The Common Object Request Broker Architecture (CORBA) is a successful standardized system integration framework based on distributed object technology. The key feature of CORBA is that users can create application systems by integrating existing heterogeneous hardware and software components. CORBA abstracts from implementation details like object's locations, hardware and operating systems.
Correctness of real-time computing depends not only on output values generated by a computation but also on the times at which outputs are generated. Therefore, locations, hardware speeds, workloads, and the schedulers used by the operating systems can affect timing and the correctness of real-time computing.

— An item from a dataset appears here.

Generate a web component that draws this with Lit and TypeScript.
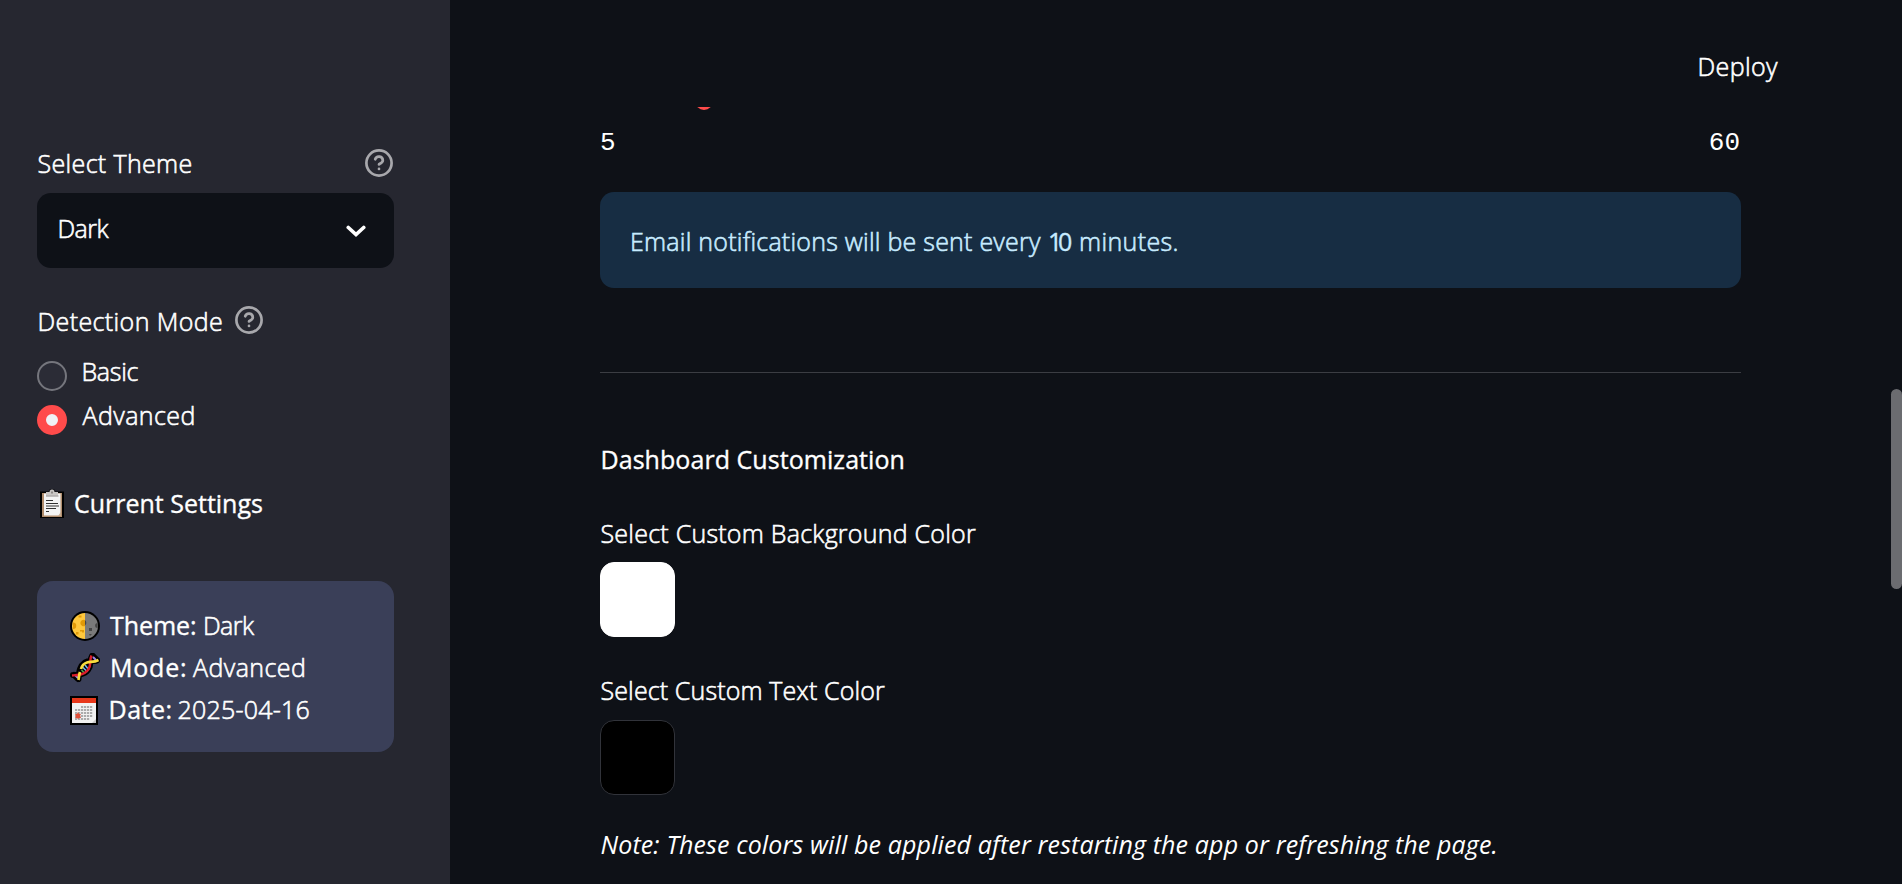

The real-time extension of CORBA is not a simple refinement of the existing CORBA model. Rather, it is at the heart of CORBA specifications: what should and should not be abstracted away and how to do it. In this paper, we study the application of principles from the real-time computing domain within a CORBA-based framework. We have investigated the Symplex system's coordinated inverted pendulum demo developed at the SEI, CMU, and a real-time manufacturing system developed at NIST (National Intitute of Standards and Technology). We view those applications as model problems that are present in numerous application domains (telecom, manufacturing, etc.).
Based on our experiences, we have developed Composite objects as a methodology for predictable integration of real-time and distributed (non-real-time) computing. We discuss our implementation of Composite Objects and present results of an experimental evaluation.